Hace como cosa de 3 o 4 años, se me ocurrió que teníamos que aprender a patinar. Me parecía a mí una cosa muy chula eso de ir a patinar en familia. Y es por ello que, exceptuando el príncipe A que era aún muy pequeño, el resto nos apuntamos a clases de patinaje en linea.
Para nosotros suponía un gran esfuerzo asistir a las clases porque teníamos que dejar al príncipe A con su tía (él tan contento, claro) e irnos a un barrio que nos pillaba un poco lejos de donde vivíamos y era donde se daban las clases.
Unos días antes de empezar las clases fuimos a comprarnos los patines. Suponíamos que había que ir con patines a la primera clase (aunque yo dije de ir sin patines y que nos informasen de qué tipo de patines nos vendría mejor). Ya en la tienda, mirábamos la estantería donde estaban los patines como el burro que ve pasar el tren, sin idea de qué tipo de patines nos convenía ni nada de nada. Pero salimos de la tienda con patines, bolsa para los patines y todo tipo de protecciones: coderas, rodilleras y una cosa para proteger las muñecas que no había visto en mi vida. Sólo nos faltó el casco y la verdad es que nos hubiese venido muy bien.
El primer día de clase lo recordaré toda mi vida, creo que nunca he sudado más haciendo menos. La cosa empezó bastante mal cuando entró el profesor con los patines puestos, muy profesional él haciendo giros y se pegó una leche contra unas vallas que había apartadas a un lado.
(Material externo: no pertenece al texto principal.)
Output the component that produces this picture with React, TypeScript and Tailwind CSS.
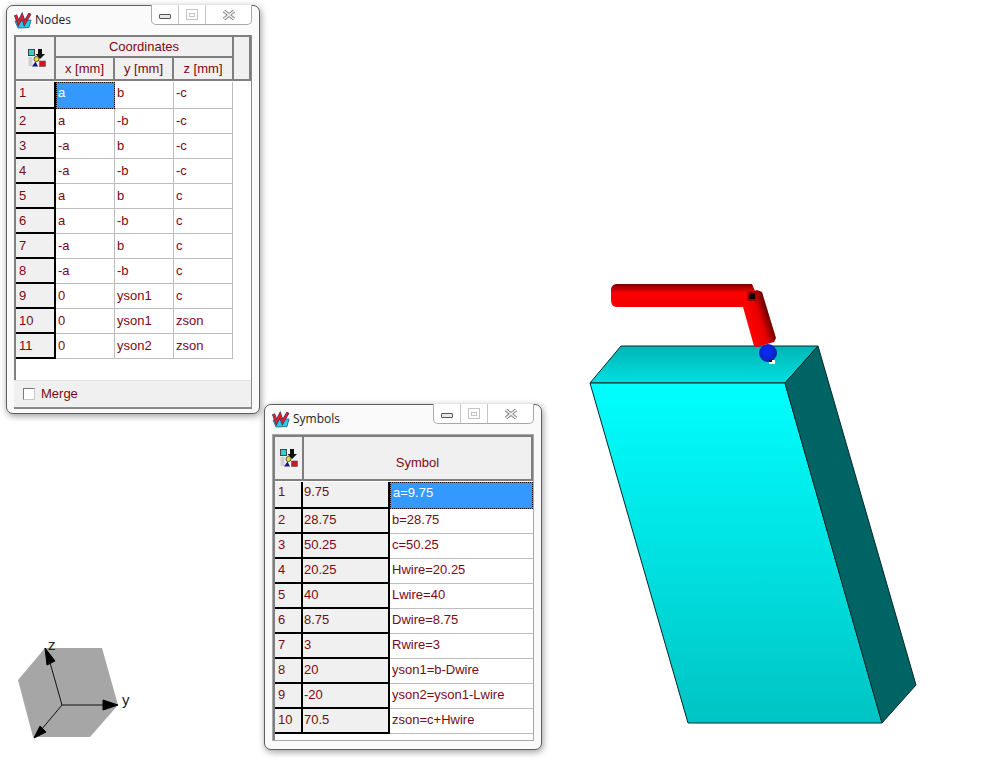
import type { ReactNode } from "react";

const nodes = [
  ["a", "b", "-c"],
  ["a", "-b", "-c"],
  ["-a", "b", "-c"],
  ["-a", "-b", "-c"],
  ["a", "b", "c"],
  ["a", "-b", "c"],
  ["-a", "b", "c"],
  ["-a", "-b", "c"],
  ["0", "yson1", "c"],
  ["0", "yson1", "zson"],
  ["0", "yson2", "zson"],
];

const symbols = [
  ["9.75", "a=9.75"],
  ["28.75", "b=28.75"],
  ["50.25", "c=50.25"],
  ["20.25", "Hwire=20.25"],
  ["40", "Lwire=40"],
  ["8.75", "Dwire=8.75"],
  ["3", "Rwire=3"],
  ["20", "yson1=b-Dwire"],
  ["-20", "yson2=yson1-Lwire"],
  ["70.5", "zson=c+Hwire"],
];

function AppIcon() {
  return (
    <svg width="18" height="17" viewBox="0 0 18 17" className="shrink-0">
      <path d="M1 9 L17 8 L15 15.5 L4 16 Z" fill="#2ccbe0" stroke="#0b5f78" strokeWidth="0.8" />
      <path d="M1.5 3 L4.5 11 L8 4 L10.5 11 L16 1.5" fill="none" stroke="#16306e" strokeWidth="3.2" />
      <path d="M1.5 3 L4.5 11 L8 4 L10.5 11 L16 1.5" fill="none" stroke="#d8232c" strokeWidth="2.2" />
    </svg>
  );
}

function GridIcon() {
  return (
    <svg width="18" height="18" viewBox="0 0 18 18">
      <rect x="0.5" y="0.5" width="6" height="6" fill="#2fd0d0" stroke="#444" />
      <rect x="0.5" y="8" width="4" height="9" fill="#cfcfcf" />
      <path d="M10 0 H14 V5 H17 L12 10 L7.5 5 H10 Z" fill="#111" />
      <circle cx="8.5" cy="10" r="2.5" fill="#e6e23a" stroke="#333" strokeWidth="0.8" />
      <path d="M4 17.5 L7.5 12.5 L10 17.5 Z" fill="#16168c" />
      <rect x="11.5" y="12" width="6" height="5.5" fill="#d01420" stroke="#555" strokeWidth="0.6" />
    </svg>
  );
}

function CaptionButtons({ className }: { className: string }) {
  return (
    <div className={`absolute top-[-1px] flex h-[20px] w-[101px] rounded-b-[5px] border border-t-0 border-[#a9a9a9] bg-white ${className}`}>
      <div className="flex w-[27px] items-center justify-center border-r border-[#c6c6c6]">
        <div className="mt-[3px] h-[5px] w-[12px] rounded-[1px] border border-[#555] bg-[#e8e8e8]" />
      </div>
      <div className="flex w-[27px] items-center justify-center border-r border-[#c6c6c6]">
        <div className="flex h-[11px] w-[12px] items-center justify-center border border-[#c4c4c4]">
          <div className="h-[4px] w-[6px] border border-[#c4c4c4]" />
        </div>
      </div>
      <div className="flex flex-1 items-center justify-center">
        <svg width="14" height="12" viewBox="0 0 14 12">
          <path d="M2 2 L12 10 M12 2 L2 10" stroke="#6d6d6d" strokeWidth="3.4" />
          <path d="M2 2 L12 10 M12 2 L2 10" stroke="#ececec" strokeWidth="1.8" />
        </svg>
      </div>
    </div>
  );
}

function Window({ title, className, buttons, children }: { title: string; className: string; buttons: string; children: ReactNode }) {
  return (
    <div className={`absolute flex flex-col rounded-[7px] border border-[#5f5f5f] bg-[#fafafa] px-[7px] shadow-[1px_2px_7px_rgba(0,0,0,0.4)] ${className}`}>
      <CaptionButtons className={buttons} />
      <div className="flex h-[29px] shrink-0 items-center gap-[3px] pb-[1px] font-['Open_Sans',sans-serif] text-[12px] text-[#222]">
        <AppIcon />
        <span>{title}</span>
      </div>
      {children}
    </div>
  );
}

function HeadCell({ className, children }: { className: string; children?: ReactNode }) {
  return <div className={`flex items-center justify-center bg-[#f0f0f0] ${className}`}>{children}</div>;
}

function Cell({ className, selected, children }: { className: string; selected?: boolean; children: ReactNode }) {
  return (
    <div
      className={`flex h-full items-center ${className} ${
        selected ? "border border-dotted border-black bg-[#3399ff] text-white" : ""
      }`}
    >
      {children}
    </div>
  );
}

function NodesWindow() {
  return (
    <Window title="Nodes" className="left-[6px] top-[5px] h-[409px] w-[254px]" buttons="left-[144px]">
      <div className="flex h-[374px] flex-col border-b-2 border-r border-[#8a8a8a] bg-white">
        <div className="flex h-[46px] shrink-0 border-2 border-[#7f7f7f]">
          <HeadCell className="w-[40px] border-r-2 border-[#7f7f7f] pl-[3px]">
            <GridIcon />
          </HeadCell>
          <div className="flex w-[176px] flex-col">
            <HeadCell className="h-[21px] border-b-2 border-[#7f7f7f]">Coordinates</HeadCell>
            <div className="flex flex-1">
              <HeadCell className="w-[59px] border-r-2 border-[#7f7f7f]">x [mm]</HeadCell>
              <HeadCell className="w-[59px] border-r-2 border-[#7f7f7f]">y [mm]</HeadCell>
              <HeadCell className="w-[58px]">z [mm]</HeadCell>
            </div>
          </div>
          <HeadCell className="flex-1 border-l-2 border-[#7f7f7f]" />
        </div>
        <div className="flex flex-1 flex-col border-l-2 border-[#7f7f7f]">
          {nodes.map((row, i) => (
            <div key={i} className={`flex shrink-0 ${i === 0 ? "mt-[1px] h-[27px]" : "h-[25px]"}`}>
              <Cell className={`w-[40px] border-b-2 border-r-2 border-black bg-[#f0f0f0] pl-[3px] ${i === 0 ? "pb-[4px]" : ""}`}>
                {i + 1}
              </Cell>
              {row.map((value, j) => (
                <Cell
                  key={j}
                  selected={i === 0 && j === 0}
                  className={`w-[59px] border-b border-r border-[#bdbdbd] ${i === 0 ? "pb-[5px]" : ""} ${i === 0 && j === 0 ? "pl-[1px]" : "pl-[2px]"}`}
                >
                  {value}
                </Cell>
              ))}
            </div>
          ))}
        </div>
        <div className="flex h-[27px] shrink-0 items-center gap-[6px] border-t border-[#e4e4e4] bg-[#f0f0f0] pl-[9px]">
          <div className="h-[12px] w-[12px] border border-b-[#c8c8c8] border-l-[#7a7a7a] border-r-[#c8c8c8] border-t-[#7a7a7a] bg-white" />
          <span>Merge</span>
        </div>
      </div>
    </Window>
  );
}

function SymbolsWindow() {
  return (
    <Window title="Symbols" className="left-[264px] top-[404px] h-[346px] w-[278px]" buttons="left-[168px]">
      <div className="flex h-[307px] flex-col border border-[#a8a8a8] bg-white">
        <div className="flex h-[46px] shrink-0 border-2 border-[#7f7f7f]">
          <HeadCell className="w-[27px]">
            <GridIcon />
          </HeadCell>
          <HeadCell className="flex-1 items-end border-l-2 border-[#7f7f7f] pb-[7px]">Symbol</HeadCell>
        </div>
        <div className="flex flex-1 flex-col border-l-2 border-[#7f7f7f]">
          {symbols.map((row, i) => (
            <div key={i} className={`flex shrink-0 ${i === 0 ? "mt-[1px] h-[27px]" : "h-[25px]"}`}>
              <Cell className={`w-[28px] border-b-2 border-r-2 border-black bg-[#f0f0f0] pl-[3px] ${i === 0 ? "pb-[5px]" : "pb-[1px]"}`}>
                {i + 1}
              </Cell>
              <Cell className={`w-[87px] border-b-2 border-r-2 border-black bg-[#f0f0f0] pl-[1px] ${i === 0 ? "pb-[5px]" : "pb-[1px]"}`}>
                {row[0]}
              </Cell>
              <Cell selected={i === 0} className={`flex-1 border-b border-[#bdbdbd] pl-[2px] ${i === 0 ? "pb-[6px]" : "pb-[2px]"}`}>
                {row[1]}
              </Cell>
            </div>
          ))}
        </div>
      </div>
    </Window>
  );
}

function Scene() {
  return (
    <svg width="1007" height="768" viewBox="0 0 1007 768" className="absolute left-0 top-0">
      <defs>
        <linearGradient id="front" x1="0" y1="383" x2="0" y2="723" gradientUnits="userSpaceOnUse">
          <stop offset="0" stopColor="#00ffff" />
          <stop offset="1" stopColor="#00c4c4" />
        </linearGradient>
        <linearGradient id="top" x1="0" y1="346" x2="0" y2="383" gradientUnits="userSpaceOnUse">
          <stop offset="0" stopColor="#00b4b4" />
          <stop offset="1" stopColor="#00e0e0" />
        </linearGradient>
        <linearGradient id="wire" x1="0" y1="284" x2="0" y2="307" gradientUnits="userSpaceOnUse">
          <stop offset="0" stopColor="#7a0000" />
          <stop offset="0.4" stopColor="#ff0000" />
          <stop offset="1" stopColor="#ee0000" />
        </linearGradient>
        <linearGradient id="wire2" x1="749" y1="322" x2="771" y2="315" gradientUnits="userSpaceOnUse">
          <stop offset="0" stopColor="#ff0000" />
          <stop offset="0.5" stopColor="#e80000" />
          <stop offset="1" stopColor="#500000" />
        </linearGradient>
        <radialGradient id="ball" cx="0.45" cy="0.45" r="0.6">
          <stop offset="0" stopColor="#0a2cff" />
          <stop offset="1" stopColor="#0a22b0" />
        </radialGradient>
      </defs>

      <path d="M621 346 L818 346 L785 383 L590 383 Z" fill="url(#top)" stroke="#052a2a" strokeWidth="1" />
      <path d="M590 383 L785 383 L882 723 L688 723 Z" fill="url(#front)" stroke="#052a2a" strokeWidth="1" />
      <path d="M818 346 L916 685 L882 723 L785 383 Z" fill="#006464" stroke="#052a2a" strokeWidth="1" />

      <circle cx="768" cy="353" r="9" fill="url(#ball)" />
      <rect x="769" y="360" width="6" height="4" fill="#fff" />
      <rect x="769" y="360" width="3" height="2" fill="#111" />

      <path d="M616 284 H752 L755 291 L746 307 H616 Q611 306 611 300 V290 Q611 285 616 284 Z" fill="url(#wire)" />
      <path d="M743 307 L747 293 L757 290 L762 292 L776 338 L774 342 L757 347 L754 346 Z" fill="url(#wire2)" />
      <rect x="747" y="291" width="9" height="10" fill="#a00000" />
      <rect x="749" y="293" width="6" height="6" fill="#0c0000" />

      <path d="M45 648 H102 L118 705 L90 737 H33 L18 680 Z" fill="#a6a6a6" />
      <path d="M62 705 L47 652 M62 705 H114 M62 705 L36 736" stroke="#111" strokeWidth="1" />
      <path d="M45 648 L55 661 L47 665 Z" fill="#000" stroke="#000" strokeLinejoin="round" />
      <path d="M118 705 L103 700 L103 710 Z" fill="#000" stroke="#000" strokeLinejoin="round" />
      <path d="M34 738 L40 726 L46 732 Z" fill="#000" stroke="#000" strokeLinejoin="round" />
    </svg>
  );
}

export default function App() {
  return (
    <div className="relative h-[768px] w-[1007px] overflow-hidden bg-white font-['Liberation_Sans',sans-serif] text-[13px] text-[#7a0a14]">
      <Scene />
      <span className="absolute left-[48px] top-[636px] text-[15px] leading-[18px] text-[#222]">z</span>
      <span className="absolute left-[122px] top-[691px] text-[15px] leading-[18px] text-[#222]">y</span>
      <NodesWindow />
      <SymbolsWindow />
    </div>
  );
}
Yo no sabía si reír o llorar, si al profesor le pasaba eso, no te quiero ni contar a los que no teníamos ni idea de patinar. Pero no, el primer día no me iba a pasar a mí eso ni por asomo porque no conseguí levantarme del suelo. Sí, desde la barrera las cosas se ven muy fáciles, pero yo me pasé una hora sudando como un pollo e intentando ponerme de pie. Lo pasé realmente mal. Hay que decir que a mi pareja no se le dio tan mal como a mí, creo que soy una negada total para el patinaje. Por suerte, a la princesa Zeta le tocó una profesora distinta.
Y así pasamos algunas semanas, en las que ya conseguí levantarme del suelo e incluso dar algunas vueltas a los circuitos que nos hacían. Pasó el tiempo e incluso cambiamos de profesor y, aunque mejoró un poco la cosa, a día de hoy no me veo para nada suelta con los patines, más bien con más miedo que otra cosa.
Y como creo que es muy importante aprender a patinar cuando somos pequeños (cuanto más bajitos más fácil es), al príncipe A le regalamos unos patines para su cumpleaños y fuimos a estrenarlos. La princesa Zeta también cogió los suyos, que los tenía abandonados y claro, pasó lo que tenía que pasar, no le cabía el pie. La cara de decepción que puso fue total, pero como la solución pasaba por otra visita a la tienda de deportes, allá que nos fuimos otra vez.
La princesa Zeta va muy suelta, el príncipe A creo que ha nacido para patinar pero, ¿y el resto, seremos capaces de ponernos de nuevo los patines o seguiremos viendo el espectáculo desde la barrera?